You are building a flight routing system. What graph algorithm can you use to find the cheapest flight itinerary with potentially multiple layovers?
A* Search Algorithm
Dijkstra's Algorithm
Bellman-Ford Algorithm
Depth-First Search (DFS)
Which of the following real-world scenarios is best modeled using a weighted graph with potentially negative edge weights?
Finding the shortest route between two cities on a map
Tracking the spread of information in a social network
Representing relationships in a family tree
Modeling financial transactions where profits and losses are possible
What is the primary distinction between an unweighted graph and a weighted graph?

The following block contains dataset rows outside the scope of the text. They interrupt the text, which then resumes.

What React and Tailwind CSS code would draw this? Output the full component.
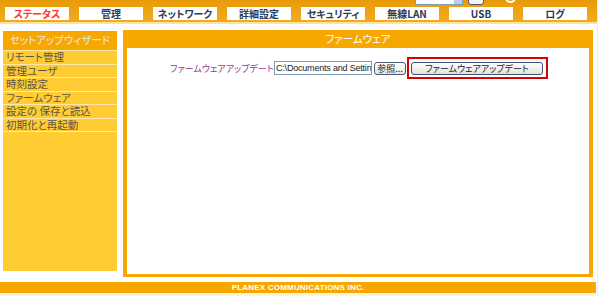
export default function App() {
  const nav = ["ステータス", "管理", "ネットワーク", "詳細設定", "セキュリティ", "無線LAN", "USB", "ログ"];
  const menu = ["リモート管理", "管理ユーザ", "時刻設定", "ファームウェア", "設定の 保存と読込", "初期化と再起動"];
  const jp = { fontFamily: '"Noto Sans CJK JP", "Noto Sans", sans-serif', fontFeatureSettings: '"palt"' };
  return (
    <div className="relative w-[600px] h-[296px] overflow-hidden bg-white" style={jp}>
      {/* header */}
      <div className="relative w-[597px] h-[22px] bg-gradient-to-b from-[#e99a08] to-[#f1ac1c]">
        <div className="absolute left-[415px] top-[-9px] w-[48px] h-[14px] bg-white border border-[#7f9db9] flex justify-end">
          <div className="w-[8px] h-full bg-[#b8cdf0]"></div>
        </div>
        <div className="absolute left-[468px] top-[-9px] w-[16px] h-[14px] bg-[#f2f2f2] border border-[#557] rounded-[3px]"></div>
        <div className="absolute left-[505px] top-[-8px] w-[11px] h-[11px] rounded-full border-2 border-white"></div>
        <div className="flex gap-[10px] pl-[5px] pt-[7px]">
          {nav.map((n, i) => (
            <div
              key={n}
              className={`w-[64px] h-[13px] bg-white flex items-center justify-center text-[10px] font-bold leading-none ${i === 0 ? "text-[#ff3333]" : "text-[#2c3a5c]"}`}
            >
              {n}
            </div>
          ))}
        </div>
      </div>
      <div className="w-[597px] h-[2px] bg-[#fbe3a0]"></div>
      {/* body */}
      <div className="flex mt-[6px] w-[597px]">
        <div className="ml-[3px] mt-[1px] w-[114px] h-[240px] bg-[#ffcc33] flex flex-col">
          <div className="h-[19px] bg-[#f6a800] flex items-center justify-center text-[10.5px] font-medium text-[#ecdfc4] leading-none">
            セットアップウィザード
          </div>
          {menu.map((m) => (
            <div key={m} className="h-[13.5px] border-t border-[#ffe9a6] pl-[3px] flex items-center text-[10.5px] leading-none text-[#5b5446] overflow-hidden">
              {m}
            </div>
          ))}
          <div className="border-t border-[#ffe9a6]"></div>
        </div>
        <div className="ml-[6px] w-[470px] h-[247px] bg-[#f7a800] px-[4px] pb-[3px] flex flex-col">
          <div className="h-[18px] flex items-center justify-center text-[10.5px] text-white leading-none">ファームウェア</div>
          <div className="flex-1 bg-white flex flex-col">
            <div className="mt-[9px] flex items-center pl-[43px]">
              <span className="w-[98px] text-[9px] text-[#993399] leading-none whitespace-nowrap text-right">ファームウェアアップデート</span>
              <div
                className="ml-[6px] w-[98px] h-[14px] border border-[#7f9db9] bg-white overflow-hidden whitespace-nowrap text-[9px] leading-[12px] pl-[1px] text-[#222] tracking-[-0.2px]"
                style={{ fontFamily: '"Liberation Sans", Arial, sans-serif' }}
              >
                C:\Documents and Settings
              </div>
              <div className="ml-[2px] w-[32px] h-[13px] border border-[#4a5a78] rounded-[3px] bg-gradient-to-b from-white to-[#e4e4e0] flex items-center justify-center text-[9px] leading-none text-[#222]">
                参照...
              </div>
              <div className="ml-[1px] border-2 border-[#dd0000] pl-[2px] pr-[3px] pt-[3px] pb-[2px] h-[22px]">
                <div className="w-[132px] h-[13px] border border-[#3c5478] rounded-[3px] bg-gradient-to-b from-white to-[#e2e2dc] flex items-center justify-center text-[9px] leading-none text-[#222]">
                  ファームウェアアップデート
                </div>
              </div>
            </div>
          </div>
        </div>
      </div>
      {/* footer */}
      <div className="mt-[5px] w-[596px] h-[11px] bg-[#f7a800] flex items-center justify-center">
        <span
          className="text-[8px] font-bold text-white leading-none tracking-[0.2px]"
          style={{ fontFamily: '"Liberation Sans", Arial, sans-serif' }}
        >
          PLANEX COMMUNICATIONS INC.
        </span>
      </div>
      <div className="w-[596px] h-[3px] bg-[#fdf3dc]"></div>
      <div className="absolute left-[597px] top-0 w-[1px] h-[296px] bg-[#eeeeee]"></div>
    </div>
  );
}
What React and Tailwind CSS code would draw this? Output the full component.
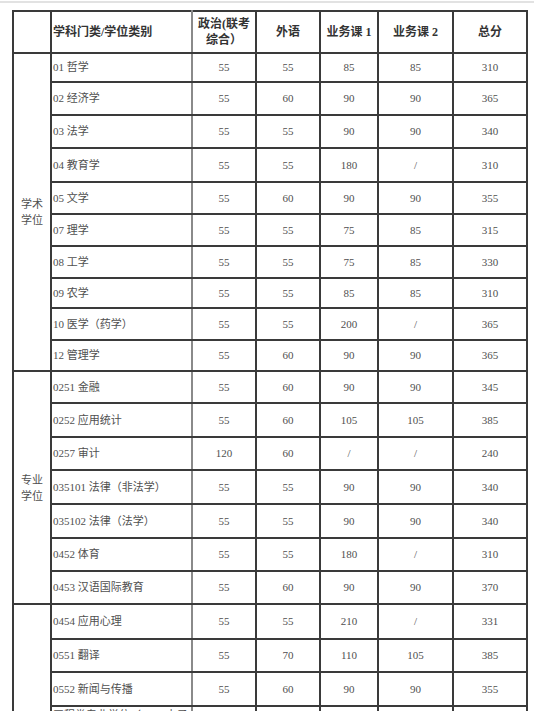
import React from 'react';

const groups = [
  {
    label: ['学术', '学位'],
    rows: [
      ['01 哲学', '55', '55', '85', '85', '310', 29],
      ['02 经济学', '55', '60', '90', '90', '365', 33],
      ['03 法学', '55', '55', '90', '90', '340', 33],
      ['04 教育学', '55', '55', '180', '/', '310', 34],
      ['05 文学', '55', '60', '90', '90', '355', 32],
      ['07 理学', '55', '55', '75', '85', '315', 32],
      ['08 工学', '55', '55', '75', '85', '330', 32],
      ['09 农学', '55', '55', '85', '85', '310', 30],
      ['10 医学（药学）', '55', '55', '200', '/', '365', 32],
      ['12 管理学', '55', '60', '90', '90', '365', 31],
    ],
  },
  {
    label: ['专业', '学位'],
    rows: [
      ['0251 金融', '55', '60', '90', '90', '345', 32],
      ['0252 应用统计', '55', '60', '105', '105', '385', 34],
      ['0257 审计', '120', '60', '/', '/', '240', 33],
      ['035101 法律（非法学）', '55', '55', '90', '90', '340', 34],
      ['035102 法律（法学）', '55', '55', '90', '90', '340', 34],
      ['0452 体育', '55', '55', '180', '/', '310', 33],
      ['0453 汉语国际教育', '55', '60', '90', '90', '370', 33],
    ],
  },
  {
    label: [],
    rows: [
      ['0454 应用心理', '55', '55', '210', '/', '331', 35],
      ['0551 翻译', '55', '70', '110', '105', '385', 33],
      ['0552 新闻与传播', '55', '60', '90', '90', '355', 34],
      ['工程类专业学位（0854 电子信息）', '55', '60', '90', '90', '355', 60, true],
    ],
  },
];

const cell = 'border-2 border-[#3a3a3a] p-0';
const num = `${cell} text-center text-[11px] text-[#505050]`;

export default function App() {
  return (
    <div className="w-[534px] h-[711px] overflow-hidden bg-white" style={{ fontFamily: '"Liberation Serif", "Noto Sans CJK SC", serif' }}>
      <div className="h-[2px] mt-[1px] bg-[#e2e2e2]" />
      <table className="table-fixed border-collapse ml-[12px] mt-[7px] w-[514px]">
        <colgroup>
          <col className="w-[38px]" />
          <col className="w-[141px]" />
          <col className="w-[64px]" />
          <col className="w-[64px]" />
          <col className="w-[58px]" />
          <col className="w-[75px]" />
          <col className="w-[74px]" />
        </colgroup>
        <thead>
          <tr className="h-[42px] text-[12px] font-bold text-[#333]">
            <th className={cell}></th>
            <th className={`${cell} border-r-[#8a8a8a] text-left pl-[1px] font-bold`}>学科门类/学位类别</th>
            <th className={`${cell} leading-[16px] font-bold`}>政治(联考<br />综合）</th>
            <th className={`${cell} font-bold`}>外语</th>
            <th className={`${cell} font-bold`}>业务课 1</th>
            <th className={`${cell} font-bold`}>业务课 2</th>
            <th className={`${cell} font-bold`}>总分</th>
          </tr>
        </thead>
        <tbody>
          {groups.map((g, gi) =>
            g.rows.map((r, ri) => (
              <tr key={`${gi}-${ri}`} style={{ height: r[6] }}>
                {ri === 0 && (
                  <td rowSpan={g.rows.length} className={`${cell} text-center align-middle text-[11px] leading-[16px] text-[#505050]`}>
                    {g.label.map((l) => (
                      <div key={l}>{l}</div>
                    ))}
                  </td>
                )}
                <td
                  className={`${cell} border-r-[#8a8a8a] text-left pl-[1px] text-[11px] text-[#505050] ${
                    r[7] ? 'align-top leading-[16px]' : 'whitespace-nowrap overflow-hidden'
                  }`}
                >
                  {r[0]}
                </td>
                <td className={num}>{r[1]}</td>
                <td className={num}>{r[2]}</td>
                <td className={num}>{r[3]}</td>
                <td className={num}>{r[4]}</td>
                <td className={num}>{r[5]}</td>
              </tr>
            ))
          )}
        </tbody>
      </table>
    </div>
  );
}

Unweighted graphs are always undirected, while weighted graphs are always directed.
Unweighted graphs have a fixed number of vertices, while weighted graphs can have a variable number of vertices.
Unweighted graphs are used for simple relationships, while weighted graphs are used for complex mathematical computations.
Unweighted graphs represent connections, while weighted graphs represent connections with associated costs or distances.
In a weighted graph representing a road network with construction delays (represented by negative weights), what does finding the 'shortest path' mean?
Finding the path with the shortest geographical distance.
Finding the path with the lowest fuel consumption.
Finding the path with the least overall travel time, considering delays.
Finding the path with the fewest road closures.
Which of the following situations would make Bellman-Ford algorithm a better choice than Dijkstra's algorithm?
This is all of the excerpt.